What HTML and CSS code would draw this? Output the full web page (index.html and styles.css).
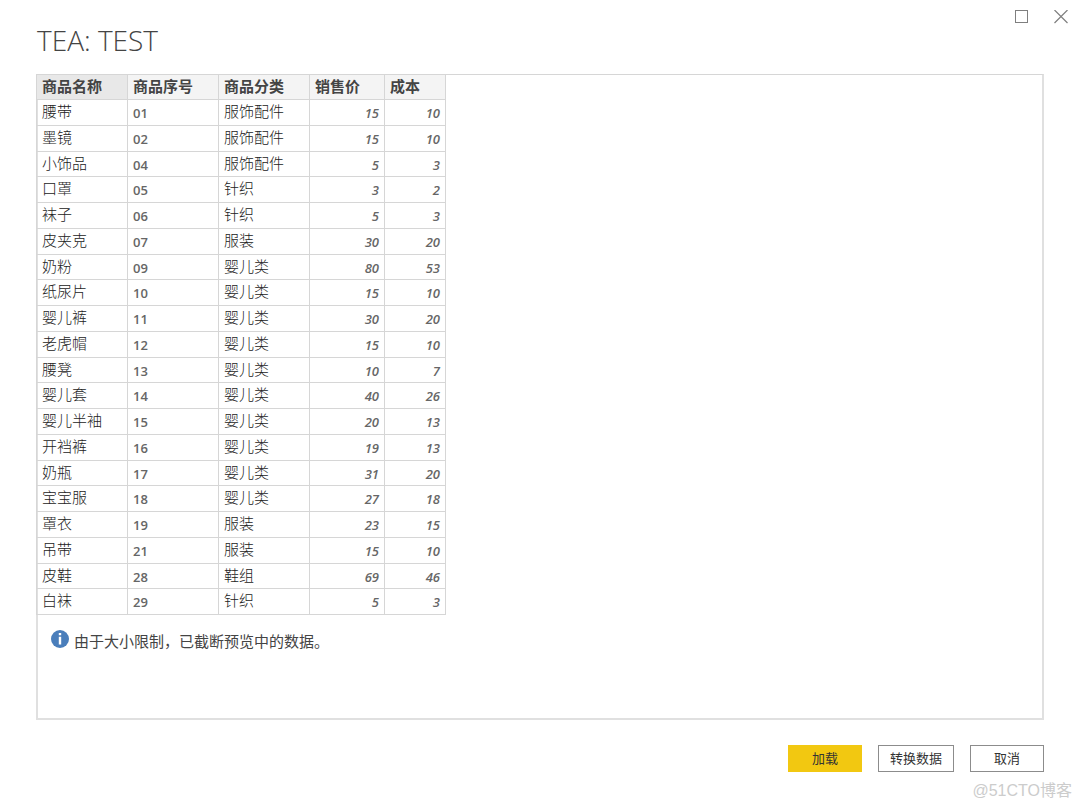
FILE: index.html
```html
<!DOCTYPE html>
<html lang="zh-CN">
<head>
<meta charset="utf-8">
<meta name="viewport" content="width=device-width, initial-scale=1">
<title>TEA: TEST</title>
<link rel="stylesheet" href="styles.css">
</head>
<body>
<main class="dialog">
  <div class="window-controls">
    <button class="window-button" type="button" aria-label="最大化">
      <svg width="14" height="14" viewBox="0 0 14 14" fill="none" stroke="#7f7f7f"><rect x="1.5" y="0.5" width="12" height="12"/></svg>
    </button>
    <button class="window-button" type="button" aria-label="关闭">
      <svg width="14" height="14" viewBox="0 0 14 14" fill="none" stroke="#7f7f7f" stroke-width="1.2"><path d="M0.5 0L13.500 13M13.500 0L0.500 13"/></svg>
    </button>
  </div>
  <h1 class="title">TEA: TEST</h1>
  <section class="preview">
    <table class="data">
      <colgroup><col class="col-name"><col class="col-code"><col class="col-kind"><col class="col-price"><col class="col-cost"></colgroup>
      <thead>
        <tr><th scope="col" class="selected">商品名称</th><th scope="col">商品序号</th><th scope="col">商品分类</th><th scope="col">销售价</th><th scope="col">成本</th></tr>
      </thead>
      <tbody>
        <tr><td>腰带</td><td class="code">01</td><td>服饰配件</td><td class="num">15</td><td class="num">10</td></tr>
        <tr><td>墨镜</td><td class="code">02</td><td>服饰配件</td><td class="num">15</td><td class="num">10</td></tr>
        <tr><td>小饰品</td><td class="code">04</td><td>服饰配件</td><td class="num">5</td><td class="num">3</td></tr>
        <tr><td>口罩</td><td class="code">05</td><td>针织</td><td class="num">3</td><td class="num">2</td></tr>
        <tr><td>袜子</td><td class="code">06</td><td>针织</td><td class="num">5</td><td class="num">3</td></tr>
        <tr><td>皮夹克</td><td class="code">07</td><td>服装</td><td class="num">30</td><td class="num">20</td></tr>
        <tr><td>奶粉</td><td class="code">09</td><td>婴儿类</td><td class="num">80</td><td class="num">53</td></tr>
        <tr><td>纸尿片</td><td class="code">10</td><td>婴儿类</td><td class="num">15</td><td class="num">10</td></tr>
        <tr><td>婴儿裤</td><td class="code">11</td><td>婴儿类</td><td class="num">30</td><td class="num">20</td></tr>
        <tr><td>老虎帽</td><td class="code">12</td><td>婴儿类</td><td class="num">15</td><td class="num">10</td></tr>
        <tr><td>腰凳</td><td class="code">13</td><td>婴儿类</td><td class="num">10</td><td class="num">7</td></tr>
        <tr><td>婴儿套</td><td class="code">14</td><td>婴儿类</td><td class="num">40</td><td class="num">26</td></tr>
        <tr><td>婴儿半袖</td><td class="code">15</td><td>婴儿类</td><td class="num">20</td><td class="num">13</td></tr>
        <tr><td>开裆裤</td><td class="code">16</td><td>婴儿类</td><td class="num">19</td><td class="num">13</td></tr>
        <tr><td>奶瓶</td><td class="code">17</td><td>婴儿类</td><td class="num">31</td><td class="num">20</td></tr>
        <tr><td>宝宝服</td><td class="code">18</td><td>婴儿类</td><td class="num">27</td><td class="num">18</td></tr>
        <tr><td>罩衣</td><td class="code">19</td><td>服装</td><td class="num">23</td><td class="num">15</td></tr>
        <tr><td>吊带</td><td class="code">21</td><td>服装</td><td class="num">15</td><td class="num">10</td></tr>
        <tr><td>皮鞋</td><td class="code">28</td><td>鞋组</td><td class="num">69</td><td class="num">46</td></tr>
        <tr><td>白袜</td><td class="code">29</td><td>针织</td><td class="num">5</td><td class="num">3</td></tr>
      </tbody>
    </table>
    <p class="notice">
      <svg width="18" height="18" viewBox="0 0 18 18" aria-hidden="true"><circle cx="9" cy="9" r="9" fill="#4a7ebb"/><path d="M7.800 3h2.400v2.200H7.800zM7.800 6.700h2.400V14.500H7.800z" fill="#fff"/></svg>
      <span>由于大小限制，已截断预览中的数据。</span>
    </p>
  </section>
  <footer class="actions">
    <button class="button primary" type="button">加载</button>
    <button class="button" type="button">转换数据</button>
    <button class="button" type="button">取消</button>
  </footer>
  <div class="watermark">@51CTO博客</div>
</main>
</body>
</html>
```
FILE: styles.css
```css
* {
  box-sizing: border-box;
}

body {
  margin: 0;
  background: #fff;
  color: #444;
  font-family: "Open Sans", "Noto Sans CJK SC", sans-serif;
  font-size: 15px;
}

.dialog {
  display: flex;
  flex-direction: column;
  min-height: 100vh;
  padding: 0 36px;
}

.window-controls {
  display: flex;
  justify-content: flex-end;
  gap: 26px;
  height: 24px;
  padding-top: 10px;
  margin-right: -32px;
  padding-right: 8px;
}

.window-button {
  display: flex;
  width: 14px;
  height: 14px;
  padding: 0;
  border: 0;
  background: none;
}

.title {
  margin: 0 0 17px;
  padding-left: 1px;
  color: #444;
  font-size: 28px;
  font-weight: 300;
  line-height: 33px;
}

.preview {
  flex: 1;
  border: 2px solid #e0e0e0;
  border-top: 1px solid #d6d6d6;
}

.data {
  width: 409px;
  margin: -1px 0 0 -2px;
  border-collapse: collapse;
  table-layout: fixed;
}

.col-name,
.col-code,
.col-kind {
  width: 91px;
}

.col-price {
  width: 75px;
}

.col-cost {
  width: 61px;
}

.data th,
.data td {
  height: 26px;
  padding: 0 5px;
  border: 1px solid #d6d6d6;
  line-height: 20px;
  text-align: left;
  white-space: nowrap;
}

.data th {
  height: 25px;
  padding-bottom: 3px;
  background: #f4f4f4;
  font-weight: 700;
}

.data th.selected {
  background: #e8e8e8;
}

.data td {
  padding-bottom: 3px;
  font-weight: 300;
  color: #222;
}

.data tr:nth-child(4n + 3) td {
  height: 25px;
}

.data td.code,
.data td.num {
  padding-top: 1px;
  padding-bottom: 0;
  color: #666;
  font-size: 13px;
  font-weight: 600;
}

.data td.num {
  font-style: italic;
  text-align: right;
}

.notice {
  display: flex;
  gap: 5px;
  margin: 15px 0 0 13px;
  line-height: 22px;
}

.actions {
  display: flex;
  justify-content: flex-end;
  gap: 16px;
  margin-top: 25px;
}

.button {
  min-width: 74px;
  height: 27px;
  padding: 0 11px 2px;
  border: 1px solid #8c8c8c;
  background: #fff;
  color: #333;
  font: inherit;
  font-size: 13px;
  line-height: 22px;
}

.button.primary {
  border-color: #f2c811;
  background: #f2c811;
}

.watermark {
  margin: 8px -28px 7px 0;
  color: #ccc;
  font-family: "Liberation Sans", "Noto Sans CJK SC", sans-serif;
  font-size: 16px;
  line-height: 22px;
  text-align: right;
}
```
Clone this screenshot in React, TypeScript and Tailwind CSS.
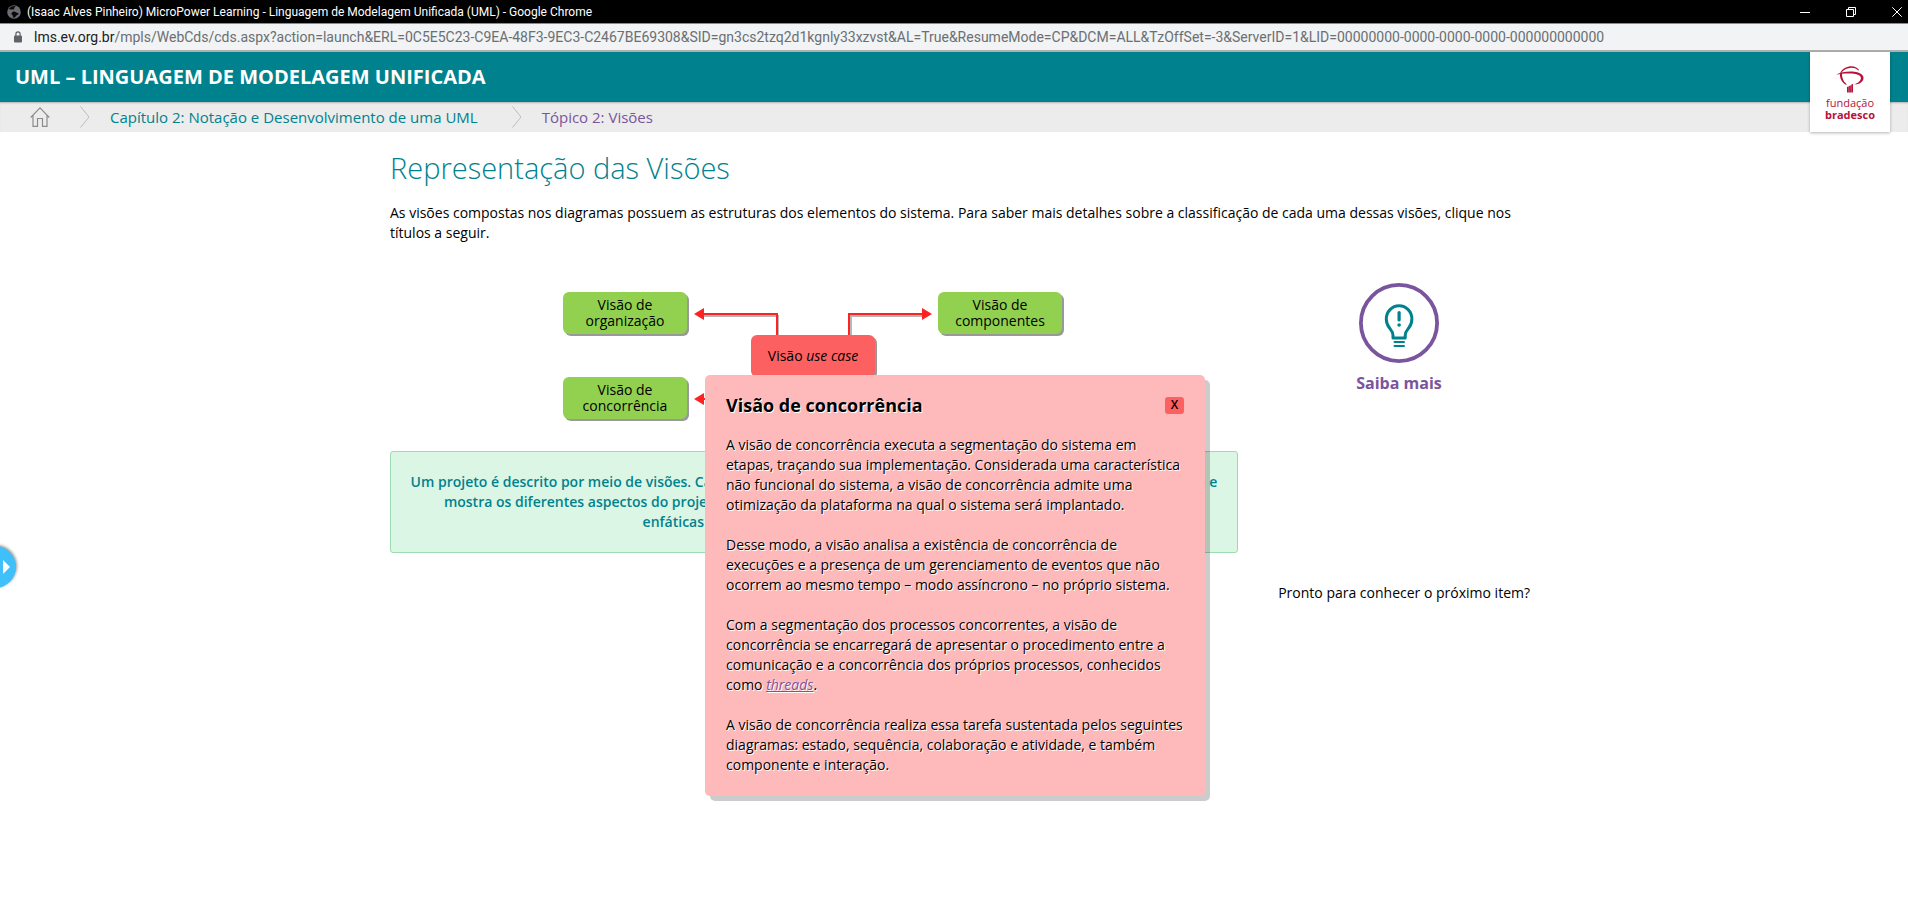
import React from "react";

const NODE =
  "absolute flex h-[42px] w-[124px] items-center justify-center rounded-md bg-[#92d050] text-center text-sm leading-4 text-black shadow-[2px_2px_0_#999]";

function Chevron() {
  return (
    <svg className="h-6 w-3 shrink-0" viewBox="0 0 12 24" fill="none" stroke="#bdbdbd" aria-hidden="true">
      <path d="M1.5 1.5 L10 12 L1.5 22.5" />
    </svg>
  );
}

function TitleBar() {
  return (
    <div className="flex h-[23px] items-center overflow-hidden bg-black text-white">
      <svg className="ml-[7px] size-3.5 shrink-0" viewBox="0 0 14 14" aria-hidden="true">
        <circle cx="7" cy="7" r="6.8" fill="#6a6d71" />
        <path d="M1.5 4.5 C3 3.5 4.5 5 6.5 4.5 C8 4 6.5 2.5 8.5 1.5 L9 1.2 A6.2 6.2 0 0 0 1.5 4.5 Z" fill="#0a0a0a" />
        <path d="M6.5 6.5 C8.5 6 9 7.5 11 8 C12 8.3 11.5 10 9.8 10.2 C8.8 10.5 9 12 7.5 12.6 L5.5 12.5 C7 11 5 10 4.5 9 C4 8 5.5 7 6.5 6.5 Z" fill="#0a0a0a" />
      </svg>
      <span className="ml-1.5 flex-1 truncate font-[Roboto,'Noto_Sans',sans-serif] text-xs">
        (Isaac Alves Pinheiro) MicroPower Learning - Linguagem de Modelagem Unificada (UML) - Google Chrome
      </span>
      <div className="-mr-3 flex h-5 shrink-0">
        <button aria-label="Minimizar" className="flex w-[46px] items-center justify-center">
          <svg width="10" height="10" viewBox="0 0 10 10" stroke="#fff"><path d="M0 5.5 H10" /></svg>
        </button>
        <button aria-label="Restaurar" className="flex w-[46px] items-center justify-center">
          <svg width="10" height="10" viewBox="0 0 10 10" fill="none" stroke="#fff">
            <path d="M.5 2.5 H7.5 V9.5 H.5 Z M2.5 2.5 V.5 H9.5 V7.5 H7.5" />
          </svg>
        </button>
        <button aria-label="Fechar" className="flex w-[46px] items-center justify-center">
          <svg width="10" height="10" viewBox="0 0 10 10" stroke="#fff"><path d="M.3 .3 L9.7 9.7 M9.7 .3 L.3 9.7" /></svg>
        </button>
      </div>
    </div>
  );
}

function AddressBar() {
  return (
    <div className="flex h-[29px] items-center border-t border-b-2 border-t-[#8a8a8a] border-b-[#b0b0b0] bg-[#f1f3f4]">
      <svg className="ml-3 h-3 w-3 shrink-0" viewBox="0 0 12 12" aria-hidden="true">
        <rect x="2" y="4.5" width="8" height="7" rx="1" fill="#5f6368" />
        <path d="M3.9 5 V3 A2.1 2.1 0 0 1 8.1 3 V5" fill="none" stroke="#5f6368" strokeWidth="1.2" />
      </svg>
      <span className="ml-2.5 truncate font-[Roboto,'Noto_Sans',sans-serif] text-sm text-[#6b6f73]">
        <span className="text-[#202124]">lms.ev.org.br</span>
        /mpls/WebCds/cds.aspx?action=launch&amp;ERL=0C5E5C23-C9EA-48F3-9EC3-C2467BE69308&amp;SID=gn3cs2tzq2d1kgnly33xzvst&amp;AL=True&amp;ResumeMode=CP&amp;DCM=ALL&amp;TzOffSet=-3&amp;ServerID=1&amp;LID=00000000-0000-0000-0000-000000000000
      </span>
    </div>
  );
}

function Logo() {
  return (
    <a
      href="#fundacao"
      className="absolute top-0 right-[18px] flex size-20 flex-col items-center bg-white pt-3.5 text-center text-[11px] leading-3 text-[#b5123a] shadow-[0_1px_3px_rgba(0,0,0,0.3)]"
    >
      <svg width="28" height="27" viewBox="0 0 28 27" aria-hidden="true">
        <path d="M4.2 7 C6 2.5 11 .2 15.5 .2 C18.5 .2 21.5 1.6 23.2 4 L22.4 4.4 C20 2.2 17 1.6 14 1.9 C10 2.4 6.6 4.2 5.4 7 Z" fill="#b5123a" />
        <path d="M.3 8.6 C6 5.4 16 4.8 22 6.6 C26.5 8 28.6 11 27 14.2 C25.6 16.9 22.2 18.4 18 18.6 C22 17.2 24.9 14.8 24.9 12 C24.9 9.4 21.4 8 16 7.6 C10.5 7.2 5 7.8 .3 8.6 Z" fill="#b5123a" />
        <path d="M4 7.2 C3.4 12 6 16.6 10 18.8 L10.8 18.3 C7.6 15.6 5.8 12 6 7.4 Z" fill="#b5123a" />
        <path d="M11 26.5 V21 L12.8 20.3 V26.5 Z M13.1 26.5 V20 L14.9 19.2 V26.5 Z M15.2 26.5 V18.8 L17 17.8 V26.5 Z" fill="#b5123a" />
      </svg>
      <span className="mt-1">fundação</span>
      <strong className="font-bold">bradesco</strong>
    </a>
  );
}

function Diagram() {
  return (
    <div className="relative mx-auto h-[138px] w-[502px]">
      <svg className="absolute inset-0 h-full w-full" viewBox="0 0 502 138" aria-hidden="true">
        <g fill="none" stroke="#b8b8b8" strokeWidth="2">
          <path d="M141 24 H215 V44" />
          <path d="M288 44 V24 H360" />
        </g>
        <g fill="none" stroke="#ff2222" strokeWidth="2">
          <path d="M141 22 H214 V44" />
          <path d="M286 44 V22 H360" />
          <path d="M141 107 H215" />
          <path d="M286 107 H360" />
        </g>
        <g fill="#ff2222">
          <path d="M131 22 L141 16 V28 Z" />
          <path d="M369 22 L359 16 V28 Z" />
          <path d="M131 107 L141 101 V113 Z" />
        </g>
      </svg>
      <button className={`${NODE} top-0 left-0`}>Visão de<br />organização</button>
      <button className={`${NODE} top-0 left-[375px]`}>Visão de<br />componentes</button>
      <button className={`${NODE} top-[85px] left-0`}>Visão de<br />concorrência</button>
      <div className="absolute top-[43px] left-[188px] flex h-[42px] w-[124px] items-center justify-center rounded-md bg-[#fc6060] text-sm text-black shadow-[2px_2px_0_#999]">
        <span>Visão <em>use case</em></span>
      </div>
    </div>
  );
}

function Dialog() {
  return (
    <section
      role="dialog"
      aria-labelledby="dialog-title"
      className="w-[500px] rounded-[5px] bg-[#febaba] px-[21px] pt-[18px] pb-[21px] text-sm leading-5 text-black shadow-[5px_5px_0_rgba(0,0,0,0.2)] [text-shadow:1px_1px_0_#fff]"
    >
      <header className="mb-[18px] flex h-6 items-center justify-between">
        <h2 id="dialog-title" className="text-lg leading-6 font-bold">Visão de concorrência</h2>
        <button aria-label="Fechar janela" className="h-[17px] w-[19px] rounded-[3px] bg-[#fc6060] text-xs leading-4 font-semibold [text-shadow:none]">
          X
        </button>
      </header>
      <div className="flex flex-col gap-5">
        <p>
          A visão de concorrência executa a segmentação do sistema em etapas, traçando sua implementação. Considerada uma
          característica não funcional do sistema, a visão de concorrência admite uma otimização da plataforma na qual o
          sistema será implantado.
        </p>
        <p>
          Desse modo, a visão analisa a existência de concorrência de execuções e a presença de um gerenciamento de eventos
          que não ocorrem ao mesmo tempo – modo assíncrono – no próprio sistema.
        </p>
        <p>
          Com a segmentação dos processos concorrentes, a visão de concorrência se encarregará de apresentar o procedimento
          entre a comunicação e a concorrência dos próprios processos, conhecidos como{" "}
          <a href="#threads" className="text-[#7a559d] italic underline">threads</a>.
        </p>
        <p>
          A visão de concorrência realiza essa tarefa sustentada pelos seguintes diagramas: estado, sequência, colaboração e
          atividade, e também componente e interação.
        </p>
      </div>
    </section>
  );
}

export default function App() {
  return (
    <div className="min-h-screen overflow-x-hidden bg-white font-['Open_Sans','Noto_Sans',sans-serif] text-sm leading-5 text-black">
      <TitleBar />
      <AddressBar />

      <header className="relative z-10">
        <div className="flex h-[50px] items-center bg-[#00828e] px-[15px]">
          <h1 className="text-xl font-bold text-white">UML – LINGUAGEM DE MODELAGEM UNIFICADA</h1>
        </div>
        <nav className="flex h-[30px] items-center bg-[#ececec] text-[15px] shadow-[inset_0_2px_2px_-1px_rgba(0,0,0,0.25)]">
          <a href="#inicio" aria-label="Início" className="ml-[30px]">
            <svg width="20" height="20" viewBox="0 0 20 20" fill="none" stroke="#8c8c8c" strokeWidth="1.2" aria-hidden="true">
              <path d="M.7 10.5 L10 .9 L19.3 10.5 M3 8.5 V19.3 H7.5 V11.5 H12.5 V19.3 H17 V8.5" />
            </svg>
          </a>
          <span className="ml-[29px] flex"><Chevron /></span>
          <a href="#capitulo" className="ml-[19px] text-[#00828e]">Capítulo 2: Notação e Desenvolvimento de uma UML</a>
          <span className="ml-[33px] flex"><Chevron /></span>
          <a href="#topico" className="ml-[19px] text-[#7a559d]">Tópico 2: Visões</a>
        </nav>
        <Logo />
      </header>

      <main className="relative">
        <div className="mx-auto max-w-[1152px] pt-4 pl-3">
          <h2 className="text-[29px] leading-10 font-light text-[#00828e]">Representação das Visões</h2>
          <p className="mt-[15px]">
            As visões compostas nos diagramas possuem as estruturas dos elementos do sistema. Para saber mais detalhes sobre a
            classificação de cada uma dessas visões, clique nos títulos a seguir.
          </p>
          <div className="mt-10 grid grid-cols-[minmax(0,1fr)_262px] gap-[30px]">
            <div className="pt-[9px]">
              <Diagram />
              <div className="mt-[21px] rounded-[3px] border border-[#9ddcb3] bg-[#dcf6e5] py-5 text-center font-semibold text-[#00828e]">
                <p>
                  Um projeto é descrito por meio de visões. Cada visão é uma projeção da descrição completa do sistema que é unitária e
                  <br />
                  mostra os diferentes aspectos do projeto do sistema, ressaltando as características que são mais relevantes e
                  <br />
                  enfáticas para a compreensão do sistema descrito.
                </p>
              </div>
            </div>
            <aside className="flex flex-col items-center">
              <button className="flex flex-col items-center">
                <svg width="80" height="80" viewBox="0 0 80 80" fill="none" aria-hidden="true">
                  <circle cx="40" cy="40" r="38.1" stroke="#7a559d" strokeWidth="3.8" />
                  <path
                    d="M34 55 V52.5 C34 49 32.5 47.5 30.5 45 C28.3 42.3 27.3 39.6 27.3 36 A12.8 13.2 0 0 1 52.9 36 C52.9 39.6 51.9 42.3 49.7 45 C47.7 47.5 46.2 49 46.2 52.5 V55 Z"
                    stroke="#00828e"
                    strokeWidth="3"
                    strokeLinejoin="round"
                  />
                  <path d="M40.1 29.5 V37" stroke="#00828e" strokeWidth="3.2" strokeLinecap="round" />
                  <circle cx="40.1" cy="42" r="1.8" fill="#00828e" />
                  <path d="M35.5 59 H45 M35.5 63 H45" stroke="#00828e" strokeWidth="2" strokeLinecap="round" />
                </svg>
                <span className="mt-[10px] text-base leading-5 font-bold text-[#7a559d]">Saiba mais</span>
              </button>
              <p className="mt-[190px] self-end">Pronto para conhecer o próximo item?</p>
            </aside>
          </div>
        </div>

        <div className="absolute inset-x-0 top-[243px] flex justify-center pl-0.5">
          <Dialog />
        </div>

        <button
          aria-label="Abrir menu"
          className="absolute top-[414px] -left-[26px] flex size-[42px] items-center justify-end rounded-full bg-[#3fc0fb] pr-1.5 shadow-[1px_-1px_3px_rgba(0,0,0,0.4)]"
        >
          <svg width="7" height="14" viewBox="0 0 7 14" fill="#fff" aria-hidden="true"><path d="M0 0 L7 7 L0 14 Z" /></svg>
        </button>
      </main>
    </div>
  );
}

YOUR OBJECTIVE: Only the lines from the one with "Clone this screenshot" down to the one with "justify-center rounded-md bg-[#92d050]" belong in your copy, both ends included; write them out exactly and skip any pictures.

ANSWER FOR THE TASK:
Clone this screenshot in React, TypeScript and Tailwind CSS.
import React from "react";

const NODE =
  "absolute flex h-[42px] w-[124px] items-center justify-center rounded-md bg-[#92d050] text-center text-sm leading-4 text-black shadow-[2px_2px_0_#999]";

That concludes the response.